Mediation of Disability Insurance Litigation

Articles

Published October 2004

Disability insurance litigation is an interesting combination of personal injury issues and contract interpretation. Recently, the law in this area has been in a considerable state of flux. Accordingly, such litigation presents a changing landscape of judicial interpretation of disability insurance contracts and often inconsistent awards for aggravated and punitive damages.

As a result, in my view, disability insurance litigation presents an excellent opportunity to achieve a mediated resolution of what can be highly acrimonious, complex and protracted proceedings.

Disability insurance litigation is now, like most other litigation in BC, subject to BC Regulation 4/2001 enacted on February 15, 2001. This regulation requires all parties to attempt mediation where one party has served upon the other a Notice to Mediate pursuant to the aforesaid Regulation. Even prior to enactment of this legislation, mediation of disability insurance disputes was not uncommon. Such mediations were conducted for the same reasons that mediation has become so popular over the past several years in not only British Columbia, but in many other provinces across Canada. Mediation can be a quick and cost effective way to settle claims.

Disability insurance litigation, however, has some unique features that makes it particularly well suited for a mediated settlement. Individuals who become embroiled in disability insurance litigation have very strong feelings about the insurance company who they perceive (rightly or wrongly) has treated them improperly in the context of the handling of their claim. Not unlike individuals involved in motor vehicle accidents, the level of mistrust and the lack of communication between the disputant and the insurance company is poor. This is then, unfortunately, further fuelled by the litigation process itself. Like plaintiff personal injury litigation, getting the parties into the same room and having a face put to the claimant and to the insurance company can do wonders toward reaching a resolution of an outstanding lawsuit.
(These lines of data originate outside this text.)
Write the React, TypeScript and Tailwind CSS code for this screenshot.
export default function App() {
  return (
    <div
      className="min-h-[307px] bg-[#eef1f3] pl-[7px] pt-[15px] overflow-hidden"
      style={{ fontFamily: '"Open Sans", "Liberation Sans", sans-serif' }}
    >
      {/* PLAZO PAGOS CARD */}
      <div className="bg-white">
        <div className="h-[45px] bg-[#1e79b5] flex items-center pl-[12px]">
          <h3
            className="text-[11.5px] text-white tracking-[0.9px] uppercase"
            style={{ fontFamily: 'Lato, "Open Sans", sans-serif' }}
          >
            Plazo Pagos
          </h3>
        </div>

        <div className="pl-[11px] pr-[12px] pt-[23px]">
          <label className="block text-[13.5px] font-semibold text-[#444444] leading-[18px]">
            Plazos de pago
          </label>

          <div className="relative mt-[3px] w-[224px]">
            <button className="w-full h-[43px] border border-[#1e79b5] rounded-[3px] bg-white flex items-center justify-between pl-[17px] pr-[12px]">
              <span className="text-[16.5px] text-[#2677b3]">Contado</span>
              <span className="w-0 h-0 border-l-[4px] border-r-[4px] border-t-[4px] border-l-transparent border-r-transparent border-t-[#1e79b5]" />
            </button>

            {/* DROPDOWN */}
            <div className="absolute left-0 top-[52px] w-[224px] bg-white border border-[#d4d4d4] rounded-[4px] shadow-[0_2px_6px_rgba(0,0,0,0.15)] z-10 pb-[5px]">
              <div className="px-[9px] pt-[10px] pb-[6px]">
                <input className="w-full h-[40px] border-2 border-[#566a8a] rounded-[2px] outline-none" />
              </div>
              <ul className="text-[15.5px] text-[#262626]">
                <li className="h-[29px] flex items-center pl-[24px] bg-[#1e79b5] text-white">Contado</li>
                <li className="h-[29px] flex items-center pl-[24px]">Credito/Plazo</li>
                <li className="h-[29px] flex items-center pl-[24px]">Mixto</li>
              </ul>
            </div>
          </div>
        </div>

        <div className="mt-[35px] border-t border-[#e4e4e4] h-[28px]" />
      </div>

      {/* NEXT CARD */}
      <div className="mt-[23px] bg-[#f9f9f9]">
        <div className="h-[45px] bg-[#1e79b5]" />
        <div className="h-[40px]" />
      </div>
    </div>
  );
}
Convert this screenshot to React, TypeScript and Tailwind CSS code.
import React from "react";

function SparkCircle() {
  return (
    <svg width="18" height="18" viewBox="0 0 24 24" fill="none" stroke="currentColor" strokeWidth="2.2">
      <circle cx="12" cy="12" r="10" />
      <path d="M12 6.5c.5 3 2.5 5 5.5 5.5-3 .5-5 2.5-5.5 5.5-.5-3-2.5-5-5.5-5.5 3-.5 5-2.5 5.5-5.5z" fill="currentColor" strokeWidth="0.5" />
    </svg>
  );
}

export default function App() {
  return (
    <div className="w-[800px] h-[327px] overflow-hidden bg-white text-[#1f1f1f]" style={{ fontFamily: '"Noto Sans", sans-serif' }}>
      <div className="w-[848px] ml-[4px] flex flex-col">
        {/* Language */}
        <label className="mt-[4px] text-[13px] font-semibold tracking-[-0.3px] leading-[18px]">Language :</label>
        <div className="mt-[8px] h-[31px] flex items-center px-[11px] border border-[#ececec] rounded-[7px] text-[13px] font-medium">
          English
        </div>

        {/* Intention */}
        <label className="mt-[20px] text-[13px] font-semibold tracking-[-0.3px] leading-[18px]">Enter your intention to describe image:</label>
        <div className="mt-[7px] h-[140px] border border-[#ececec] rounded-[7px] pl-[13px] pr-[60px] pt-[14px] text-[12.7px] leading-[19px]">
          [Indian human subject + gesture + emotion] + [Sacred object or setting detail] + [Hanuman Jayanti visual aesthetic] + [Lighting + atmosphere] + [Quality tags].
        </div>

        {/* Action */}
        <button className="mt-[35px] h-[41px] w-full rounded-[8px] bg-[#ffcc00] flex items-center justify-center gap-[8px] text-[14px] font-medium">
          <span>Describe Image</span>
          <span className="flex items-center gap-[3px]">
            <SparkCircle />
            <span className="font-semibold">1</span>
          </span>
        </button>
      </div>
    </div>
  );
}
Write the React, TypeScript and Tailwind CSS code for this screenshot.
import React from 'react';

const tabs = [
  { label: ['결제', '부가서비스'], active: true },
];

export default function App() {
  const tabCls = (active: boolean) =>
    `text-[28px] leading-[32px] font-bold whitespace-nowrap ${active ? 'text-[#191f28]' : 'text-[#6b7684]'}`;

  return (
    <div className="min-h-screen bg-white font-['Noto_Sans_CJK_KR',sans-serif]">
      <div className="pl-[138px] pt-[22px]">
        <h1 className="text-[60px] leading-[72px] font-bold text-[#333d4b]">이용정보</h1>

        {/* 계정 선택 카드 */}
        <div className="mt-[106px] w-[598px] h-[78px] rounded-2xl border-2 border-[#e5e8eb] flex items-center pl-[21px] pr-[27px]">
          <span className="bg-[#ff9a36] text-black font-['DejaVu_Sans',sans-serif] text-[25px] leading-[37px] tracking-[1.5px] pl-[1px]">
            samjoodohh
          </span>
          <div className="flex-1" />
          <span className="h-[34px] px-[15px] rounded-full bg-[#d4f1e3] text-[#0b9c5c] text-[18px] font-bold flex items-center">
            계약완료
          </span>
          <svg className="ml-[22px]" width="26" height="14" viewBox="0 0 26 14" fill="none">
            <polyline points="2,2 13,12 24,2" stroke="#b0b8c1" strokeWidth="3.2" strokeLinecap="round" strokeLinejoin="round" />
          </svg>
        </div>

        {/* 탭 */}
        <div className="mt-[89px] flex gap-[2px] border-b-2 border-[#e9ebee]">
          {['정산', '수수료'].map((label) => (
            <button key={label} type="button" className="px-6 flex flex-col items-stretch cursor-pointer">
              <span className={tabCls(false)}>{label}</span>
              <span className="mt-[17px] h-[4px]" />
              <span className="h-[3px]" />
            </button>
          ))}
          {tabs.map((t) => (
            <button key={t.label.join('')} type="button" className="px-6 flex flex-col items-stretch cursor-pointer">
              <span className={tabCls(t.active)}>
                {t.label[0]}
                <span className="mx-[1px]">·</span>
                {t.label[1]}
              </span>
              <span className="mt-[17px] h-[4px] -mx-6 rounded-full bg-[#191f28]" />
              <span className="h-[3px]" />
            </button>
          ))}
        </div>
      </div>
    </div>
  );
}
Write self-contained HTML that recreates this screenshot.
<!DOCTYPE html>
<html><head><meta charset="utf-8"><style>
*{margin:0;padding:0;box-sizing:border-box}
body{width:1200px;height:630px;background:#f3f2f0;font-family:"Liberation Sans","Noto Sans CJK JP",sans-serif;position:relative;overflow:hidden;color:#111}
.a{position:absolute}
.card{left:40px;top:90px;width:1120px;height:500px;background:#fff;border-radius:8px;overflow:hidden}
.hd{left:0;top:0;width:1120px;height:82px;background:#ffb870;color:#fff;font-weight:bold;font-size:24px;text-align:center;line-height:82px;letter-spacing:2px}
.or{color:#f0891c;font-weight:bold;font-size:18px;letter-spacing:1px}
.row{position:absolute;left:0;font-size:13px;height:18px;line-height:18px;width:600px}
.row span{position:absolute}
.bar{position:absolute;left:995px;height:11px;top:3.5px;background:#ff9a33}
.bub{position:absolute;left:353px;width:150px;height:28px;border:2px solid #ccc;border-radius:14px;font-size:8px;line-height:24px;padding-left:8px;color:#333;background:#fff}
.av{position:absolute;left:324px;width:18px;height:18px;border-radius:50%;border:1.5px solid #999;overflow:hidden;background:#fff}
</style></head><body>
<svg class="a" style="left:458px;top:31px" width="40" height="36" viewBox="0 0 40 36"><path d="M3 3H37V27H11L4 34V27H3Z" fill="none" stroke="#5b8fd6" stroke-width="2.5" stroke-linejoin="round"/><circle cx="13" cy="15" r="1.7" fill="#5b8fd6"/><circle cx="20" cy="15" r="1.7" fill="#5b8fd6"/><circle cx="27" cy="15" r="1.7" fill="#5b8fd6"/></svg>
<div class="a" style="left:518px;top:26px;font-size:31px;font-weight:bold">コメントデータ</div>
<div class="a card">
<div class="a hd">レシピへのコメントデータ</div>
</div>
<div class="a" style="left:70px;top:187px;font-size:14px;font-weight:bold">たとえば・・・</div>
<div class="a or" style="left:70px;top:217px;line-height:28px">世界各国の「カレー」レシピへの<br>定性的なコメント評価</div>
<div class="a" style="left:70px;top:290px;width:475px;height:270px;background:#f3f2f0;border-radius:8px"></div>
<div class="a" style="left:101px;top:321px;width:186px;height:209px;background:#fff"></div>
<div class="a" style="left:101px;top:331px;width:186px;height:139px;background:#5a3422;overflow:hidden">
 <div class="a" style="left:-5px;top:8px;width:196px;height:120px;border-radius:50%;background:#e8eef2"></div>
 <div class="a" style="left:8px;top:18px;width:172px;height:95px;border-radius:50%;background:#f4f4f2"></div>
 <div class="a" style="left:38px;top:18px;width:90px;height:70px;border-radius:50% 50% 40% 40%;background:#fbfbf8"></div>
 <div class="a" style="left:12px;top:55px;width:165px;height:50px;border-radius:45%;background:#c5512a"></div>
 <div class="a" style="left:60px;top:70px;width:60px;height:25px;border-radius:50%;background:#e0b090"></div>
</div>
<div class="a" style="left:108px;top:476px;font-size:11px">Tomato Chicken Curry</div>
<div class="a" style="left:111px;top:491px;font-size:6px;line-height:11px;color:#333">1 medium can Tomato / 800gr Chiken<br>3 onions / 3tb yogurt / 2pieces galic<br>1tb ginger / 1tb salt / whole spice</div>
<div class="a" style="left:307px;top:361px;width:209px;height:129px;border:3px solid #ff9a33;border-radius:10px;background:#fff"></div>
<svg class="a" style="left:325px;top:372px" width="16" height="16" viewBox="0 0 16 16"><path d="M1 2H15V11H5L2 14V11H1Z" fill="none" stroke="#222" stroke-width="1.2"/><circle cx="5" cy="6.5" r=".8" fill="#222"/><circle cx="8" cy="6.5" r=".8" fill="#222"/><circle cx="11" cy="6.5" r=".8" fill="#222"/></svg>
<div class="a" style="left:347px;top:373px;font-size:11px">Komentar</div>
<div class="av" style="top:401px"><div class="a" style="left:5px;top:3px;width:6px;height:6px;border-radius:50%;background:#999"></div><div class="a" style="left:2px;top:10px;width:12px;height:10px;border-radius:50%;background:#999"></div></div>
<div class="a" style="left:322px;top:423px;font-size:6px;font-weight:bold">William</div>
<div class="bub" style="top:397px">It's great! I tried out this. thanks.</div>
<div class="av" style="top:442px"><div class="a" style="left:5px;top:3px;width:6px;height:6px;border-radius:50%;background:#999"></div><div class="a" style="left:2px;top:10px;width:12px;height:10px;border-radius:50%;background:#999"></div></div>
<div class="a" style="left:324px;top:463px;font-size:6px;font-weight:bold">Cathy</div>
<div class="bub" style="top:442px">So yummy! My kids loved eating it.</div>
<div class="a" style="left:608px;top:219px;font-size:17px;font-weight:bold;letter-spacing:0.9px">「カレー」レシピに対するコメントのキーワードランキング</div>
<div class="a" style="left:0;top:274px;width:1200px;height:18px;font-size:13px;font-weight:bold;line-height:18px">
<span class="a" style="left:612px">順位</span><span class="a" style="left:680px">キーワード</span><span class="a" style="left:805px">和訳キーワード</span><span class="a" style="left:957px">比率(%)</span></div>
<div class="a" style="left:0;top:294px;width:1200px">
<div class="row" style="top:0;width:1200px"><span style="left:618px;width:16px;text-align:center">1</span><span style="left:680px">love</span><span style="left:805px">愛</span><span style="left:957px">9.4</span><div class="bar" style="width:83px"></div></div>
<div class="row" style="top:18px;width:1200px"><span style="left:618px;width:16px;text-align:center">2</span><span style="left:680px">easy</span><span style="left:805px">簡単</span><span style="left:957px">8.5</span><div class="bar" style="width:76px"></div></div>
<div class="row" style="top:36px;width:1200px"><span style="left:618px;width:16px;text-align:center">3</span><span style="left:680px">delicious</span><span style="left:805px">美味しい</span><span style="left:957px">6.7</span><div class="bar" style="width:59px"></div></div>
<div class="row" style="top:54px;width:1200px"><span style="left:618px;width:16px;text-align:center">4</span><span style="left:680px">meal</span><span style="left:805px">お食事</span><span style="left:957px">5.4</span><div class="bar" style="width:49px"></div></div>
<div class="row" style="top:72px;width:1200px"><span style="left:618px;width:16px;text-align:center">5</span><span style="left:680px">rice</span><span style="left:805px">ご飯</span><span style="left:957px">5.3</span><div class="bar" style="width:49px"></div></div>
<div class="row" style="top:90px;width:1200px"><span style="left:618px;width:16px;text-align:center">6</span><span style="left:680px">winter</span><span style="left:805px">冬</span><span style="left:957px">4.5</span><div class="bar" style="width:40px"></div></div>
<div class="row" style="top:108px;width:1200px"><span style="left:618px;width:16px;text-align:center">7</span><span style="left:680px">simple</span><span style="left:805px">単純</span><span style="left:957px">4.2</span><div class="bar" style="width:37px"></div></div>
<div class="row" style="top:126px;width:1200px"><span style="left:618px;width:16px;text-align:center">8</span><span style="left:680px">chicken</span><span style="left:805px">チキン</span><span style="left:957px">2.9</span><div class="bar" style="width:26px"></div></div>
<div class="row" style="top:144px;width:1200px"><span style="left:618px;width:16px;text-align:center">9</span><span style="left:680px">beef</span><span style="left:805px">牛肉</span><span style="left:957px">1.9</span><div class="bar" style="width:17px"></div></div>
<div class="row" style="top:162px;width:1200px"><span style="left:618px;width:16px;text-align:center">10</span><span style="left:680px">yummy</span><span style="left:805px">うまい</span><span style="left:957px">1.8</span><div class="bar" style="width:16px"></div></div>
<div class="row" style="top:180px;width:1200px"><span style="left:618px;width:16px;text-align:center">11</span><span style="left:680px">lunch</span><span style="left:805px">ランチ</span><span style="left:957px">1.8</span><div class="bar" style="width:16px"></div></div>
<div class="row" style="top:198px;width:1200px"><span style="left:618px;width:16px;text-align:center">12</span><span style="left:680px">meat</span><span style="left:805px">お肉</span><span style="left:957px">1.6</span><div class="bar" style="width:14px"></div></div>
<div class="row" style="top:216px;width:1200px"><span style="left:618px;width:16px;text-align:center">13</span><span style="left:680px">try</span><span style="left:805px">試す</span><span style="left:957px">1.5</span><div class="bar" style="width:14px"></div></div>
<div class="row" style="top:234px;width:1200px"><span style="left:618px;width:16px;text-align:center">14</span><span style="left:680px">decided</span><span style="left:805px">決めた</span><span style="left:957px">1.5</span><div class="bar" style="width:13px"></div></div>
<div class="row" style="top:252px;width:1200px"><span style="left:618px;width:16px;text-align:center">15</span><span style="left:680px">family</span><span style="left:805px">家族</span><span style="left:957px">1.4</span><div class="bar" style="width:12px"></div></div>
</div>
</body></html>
Unlike plaintiff personal injury mediation, however, disability insurance mediation opens up a myriad of possible creative solutions that are not otherwise available to the disputant/complainant outside of the mediation process.

Disability insurance litigation can often be an all or nothing proposition for the plaintiff. Most of this litigation involves a disability claim under an insurance contract that has either been allowed for a period of time and then terminated or, alternatively, never accepted by the insurer. Litigation then ensues. In most (but not all) cases, a successful plaintiff litigant in an insurance disability dispute case is seeking a finding in his/her favour as to arrears of disability payments owed and a declaration, at that time, as to ongoing disability therefore the insurer’s obligation to continue to pay his/her benefits. Aggravated and punitive damages are also often claimed.

Thus, at the end of a trial, the “successful” plaintiff remains in an unhappy relationship with the insurance company. An unsuccessful plaintiff can receive nothing. From the insurer’s perspective, if unsuccessful in its defence, it has not only lost the lawsuit but now has to continue managing what has already become a particularly acrimonious claimant’s file. The relationship between the parties is not severed if the plaintiff is successful. A trial judge cannot sever the relationship by ordering a “buyout” of the term of the insurance contract between the plaintiff and the defendant insurer. This alternative, however, does remain open to the parties to a mediation and is often the catalyst for an overall and final resolution of the parties’ litigation and contractual relationship.

There are, of course, many insurance disability mediations that do not result in a “buyout” or a “surrender” of the plaintiff insured’s contract of insurance with the defendant insurance company. It is, however, an alternative open for consideration at mediation that is simply not an alternative at trial. It is not within the judge’s jurisdiction to deal with the ongoing future relationship between the plaintiff insured and the defendant insurance company once a declaration as to current entitlement has been made. The parties, however, by way of settlement, may do so and there is much that can be said for a severance of a relationship that has otherwise gone sour.

For those practitioners who are involved in disability insurance litigation, if you are not already doing so, I recommend you avail yourself of mediation services. In doing so, look for a mediator who has experience with this kind of mediation work and who will be familiar with the creative solutions that are not otherwise available through the litigation process.

Reaching a resolution is not always easy in these cases. However, the ability to canvass otherwise unavailable solutions and to “think outside the box” during such mediations provides the parties with a far greater likelihood of reaching not only a resolution of the lawsuit itself but, potentially, a mutually satisfactory termination of the contractual relationship as well.